***** EXTRACTED RECORDS

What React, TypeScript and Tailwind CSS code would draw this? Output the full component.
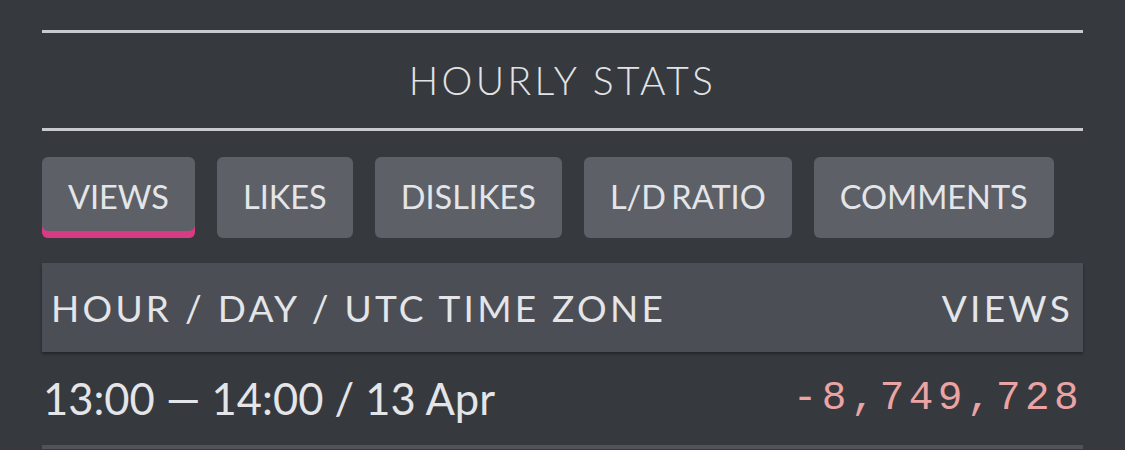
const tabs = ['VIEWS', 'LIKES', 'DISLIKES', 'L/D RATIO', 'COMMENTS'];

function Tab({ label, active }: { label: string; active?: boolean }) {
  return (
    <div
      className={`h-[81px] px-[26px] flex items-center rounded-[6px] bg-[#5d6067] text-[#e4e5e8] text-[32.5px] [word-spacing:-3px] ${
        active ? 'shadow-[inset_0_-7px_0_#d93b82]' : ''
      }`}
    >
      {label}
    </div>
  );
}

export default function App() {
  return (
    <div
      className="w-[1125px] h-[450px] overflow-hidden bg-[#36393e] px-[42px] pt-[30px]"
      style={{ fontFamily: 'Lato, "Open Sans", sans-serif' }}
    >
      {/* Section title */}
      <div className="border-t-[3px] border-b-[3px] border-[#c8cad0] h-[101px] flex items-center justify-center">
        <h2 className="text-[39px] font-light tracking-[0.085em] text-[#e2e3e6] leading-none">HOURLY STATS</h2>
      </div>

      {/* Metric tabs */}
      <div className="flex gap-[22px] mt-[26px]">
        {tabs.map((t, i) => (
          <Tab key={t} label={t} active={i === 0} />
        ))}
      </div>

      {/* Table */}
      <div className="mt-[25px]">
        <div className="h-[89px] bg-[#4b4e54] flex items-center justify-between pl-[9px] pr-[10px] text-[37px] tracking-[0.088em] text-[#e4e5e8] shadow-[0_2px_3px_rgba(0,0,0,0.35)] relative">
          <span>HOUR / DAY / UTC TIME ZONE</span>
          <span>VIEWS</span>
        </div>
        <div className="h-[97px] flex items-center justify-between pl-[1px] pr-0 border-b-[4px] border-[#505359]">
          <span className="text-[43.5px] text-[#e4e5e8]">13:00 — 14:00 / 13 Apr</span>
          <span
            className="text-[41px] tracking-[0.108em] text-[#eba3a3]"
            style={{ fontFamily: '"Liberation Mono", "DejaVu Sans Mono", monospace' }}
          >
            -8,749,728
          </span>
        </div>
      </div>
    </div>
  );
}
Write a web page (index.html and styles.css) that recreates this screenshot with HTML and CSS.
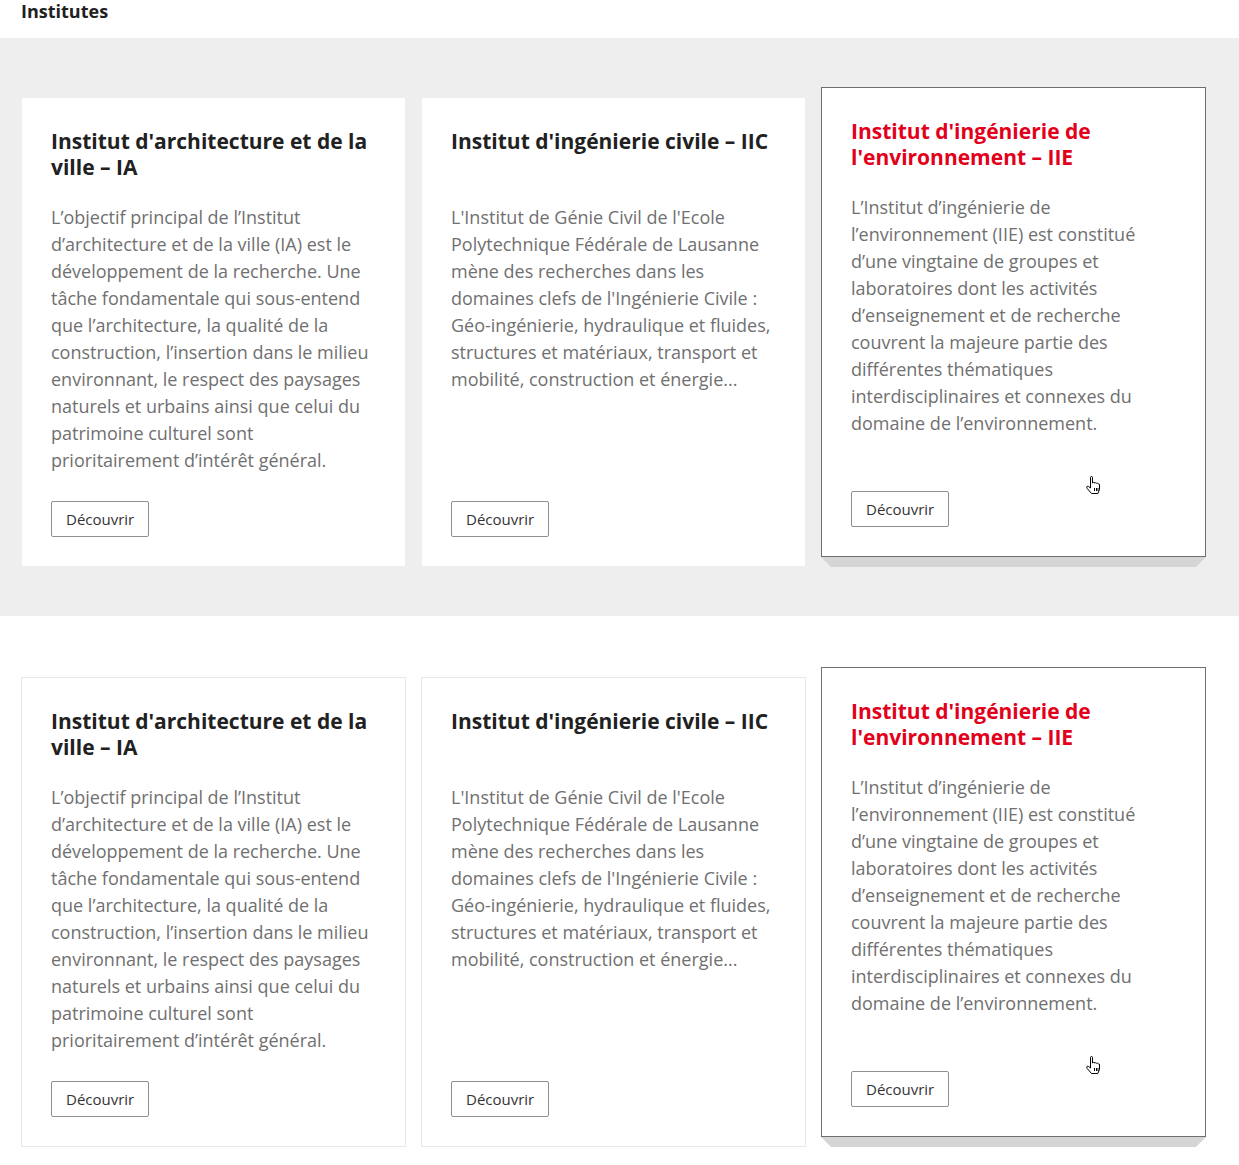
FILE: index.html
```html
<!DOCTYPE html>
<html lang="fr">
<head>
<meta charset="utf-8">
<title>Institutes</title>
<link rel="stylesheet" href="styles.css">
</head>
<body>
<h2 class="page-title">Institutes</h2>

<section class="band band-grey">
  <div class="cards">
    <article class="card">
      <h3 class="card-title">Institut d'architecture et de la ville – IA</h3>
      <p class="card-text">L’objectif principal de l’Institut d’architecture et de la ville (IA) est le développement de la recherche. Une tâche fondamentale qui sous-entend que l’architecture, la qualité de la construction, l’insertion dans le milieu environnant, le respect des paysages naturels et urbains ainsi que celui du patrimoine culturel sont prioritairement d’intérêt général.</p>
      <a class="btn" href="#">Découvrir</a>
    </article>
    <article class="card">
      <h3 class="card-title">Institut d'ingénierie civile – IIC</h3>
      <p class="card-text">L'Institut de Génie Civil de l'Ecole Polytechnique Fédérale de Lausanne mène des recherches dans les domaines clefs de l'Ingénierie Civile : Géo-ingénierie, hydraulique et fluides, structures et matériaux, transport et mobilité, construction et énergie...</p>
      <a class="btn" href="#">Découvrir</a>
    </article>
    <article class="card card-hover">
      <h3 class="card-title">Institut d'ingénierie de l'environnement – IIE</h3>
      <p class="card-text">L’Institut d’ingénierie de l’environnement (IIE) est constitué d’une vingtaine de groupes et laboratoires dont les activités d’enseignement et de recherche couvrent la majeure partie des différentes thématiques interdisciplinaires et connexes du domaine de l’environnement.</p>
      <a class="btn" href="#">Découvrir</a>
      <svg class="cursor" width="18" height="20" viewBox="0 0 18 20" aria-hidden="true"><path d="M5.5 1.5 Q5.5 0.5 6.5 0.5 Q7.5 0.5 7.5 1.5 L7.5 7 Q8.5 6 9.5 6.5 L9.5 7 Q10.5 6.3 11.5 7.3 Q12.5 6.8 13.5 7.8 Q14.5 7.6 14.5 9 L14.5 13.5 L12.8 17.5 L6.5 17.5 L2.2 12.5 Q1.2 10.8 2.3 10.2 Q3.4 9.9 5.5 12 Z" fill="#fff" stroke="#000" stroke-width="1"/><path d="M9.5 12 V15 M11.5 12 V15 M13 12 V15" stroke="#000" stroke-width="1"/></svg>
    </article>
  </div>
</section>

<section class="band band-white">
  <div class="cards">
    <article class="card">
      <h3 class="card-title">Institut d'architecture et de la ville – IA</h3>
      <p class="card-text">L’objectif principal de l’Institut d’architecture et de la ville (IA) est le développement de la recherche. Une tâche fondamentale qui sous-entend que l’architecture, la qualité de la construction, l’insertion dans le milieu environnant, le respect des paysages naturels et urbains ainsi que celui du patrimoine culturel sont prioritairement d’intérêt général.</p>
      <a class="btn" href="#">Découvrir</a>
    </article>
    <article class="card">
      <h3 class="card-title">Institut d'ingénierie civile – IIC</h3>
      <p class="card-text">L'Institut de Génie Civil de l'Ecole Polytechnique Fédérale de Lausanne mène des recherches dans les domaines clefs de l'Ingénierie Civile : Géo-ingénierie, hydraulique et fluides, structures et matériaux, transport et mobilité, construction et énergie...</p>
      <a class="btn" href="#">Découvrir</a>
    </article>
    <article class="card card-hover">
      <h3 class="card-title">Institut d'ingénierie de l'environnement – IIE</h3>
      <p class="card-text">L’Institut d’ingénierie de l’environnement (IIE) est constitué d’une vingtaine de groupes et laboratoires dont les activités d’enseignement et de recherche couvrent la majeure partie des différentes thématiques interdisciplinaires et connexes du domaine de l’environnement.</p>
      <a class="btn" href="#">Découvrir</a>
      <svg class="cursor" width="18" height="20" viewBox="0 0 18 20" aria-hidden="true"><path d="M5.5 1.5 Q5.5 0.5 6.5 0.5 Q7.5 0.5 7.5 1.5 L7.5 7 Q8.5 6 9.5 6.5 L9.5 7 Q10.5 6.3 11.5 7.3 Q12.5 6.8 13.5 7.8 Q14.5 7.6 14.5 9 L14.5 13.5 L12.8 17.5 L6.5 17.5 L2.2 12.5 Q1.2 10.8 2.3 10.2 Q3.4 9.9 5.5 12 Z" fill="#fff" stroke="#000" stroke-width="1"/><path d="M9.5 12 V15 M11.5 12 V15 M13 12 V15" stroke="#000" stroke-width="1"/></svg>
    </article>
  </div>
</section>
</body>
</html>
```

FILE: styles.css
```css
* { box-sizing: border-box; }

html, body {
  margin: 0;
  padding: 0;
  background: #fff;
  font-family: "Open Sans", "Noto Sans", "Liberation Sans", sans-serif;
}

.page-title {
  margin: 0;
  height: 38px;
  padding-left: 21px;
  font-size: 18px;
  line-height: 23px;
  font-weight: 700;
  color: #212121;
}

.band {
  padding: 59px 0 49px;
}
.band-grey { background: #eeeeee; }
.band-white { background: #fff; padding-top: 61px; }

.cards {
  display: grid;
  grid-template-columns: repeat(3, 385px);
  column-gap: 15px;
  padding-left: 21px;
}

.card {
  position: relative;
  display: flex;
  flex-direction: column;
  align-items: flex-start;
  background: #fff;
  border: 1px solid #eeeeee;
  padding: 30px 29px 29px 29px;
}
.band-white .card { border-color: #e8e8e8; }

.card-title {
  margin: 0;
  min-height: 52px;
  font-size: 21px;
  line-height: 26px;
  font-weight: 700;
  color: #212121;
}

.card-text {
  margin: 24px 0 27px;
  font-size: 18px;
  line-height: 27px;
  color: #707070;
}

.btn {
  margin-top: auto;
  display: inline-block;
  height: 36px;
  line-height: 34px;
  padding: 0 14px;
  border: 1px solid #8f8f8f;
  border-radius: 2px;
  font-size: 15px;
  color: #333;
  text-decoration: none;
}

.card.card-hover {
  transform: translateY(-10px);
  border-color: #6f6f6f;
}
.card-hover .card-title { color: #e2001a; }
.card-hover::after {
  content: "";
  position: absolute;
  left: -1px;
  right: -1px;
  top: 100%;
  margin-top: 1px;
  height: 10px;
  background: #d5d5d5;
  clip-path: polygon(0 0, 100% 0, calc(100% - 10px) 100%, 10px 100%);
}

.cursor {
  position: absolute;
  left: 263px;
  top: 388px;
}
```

**********

[TASK TO COMPLETE]: Reproduce only the lines from the beginning of the data through the line that contains "const tabs = ['VIEWS', 'LIKES', 'DISLIKES', 'L/D", both included, and please drop the pictures.

[SOLUTION TO THIS TASK]:
What React, TypeScript and Tailwind CSS code would draw this? Output the full component.
const tabs = ['VIEWS', 'LIKES', 'DISLIKES', 'L/D RATIO', 'COMMENTS'];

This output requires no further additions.